Anonymous wrote:
Anonymous wrote:
Anonymous wrote:
Anonymous wrote:Well that power point blows the myth of the babyboom out of the water. Maybe in some areas it looks like it but city as a whole? Down, way down.
The "baby boom" kids aren't 5 years old yet. How many age 0-4 kids are about to hit the system I wonder?
Well that, and let's be honest - how many low-income families have fled to PG and parts of Montgomery counties as more DC neighborhoods are gentrified?
My take is that these kids have been replaced with the kids of higher-income families that are buying expensive property in DC.

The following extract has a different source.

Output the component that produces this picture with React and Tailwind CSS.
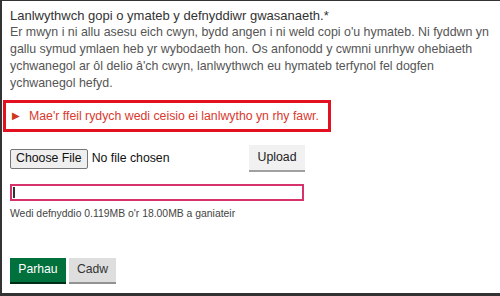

That describes the Bloomingdale/LeDroit/Shaw/Eckington baby boomlet perfectly. However, none of those new families support the local DCPS schools. The surrounding DCPS schools continue to close from our collective distrust and lack of interest. The charter options continue to expand and fill themselves with children from our neighborhoods. Every Spring a few anxious parents post something on the neighborhood email groups, trying to recruit a set of parents to make the jump together. It hasn't worked yet, and why would it? Who wants a failed DCPS with miserable scores, lousy school culture, disinterested students, etc. when you can enroll your child in a brand new charter with fresh ideas? First it was Two Rivers and Haynes, then LAMB, then Yu Ying, then Mundo Verde and Inspired Teaching, then Creative Minds, and next up will surely be Sela. All of them seem like choices better than anything this side of the park. The young families with high expectations in my neighborhood look around at all the many options that others have selected from just a year or two before them, and completely reject the local DCPS. Why would that change? Really, what about consolidating schools that nobody wants anyway, would make that dynamic change?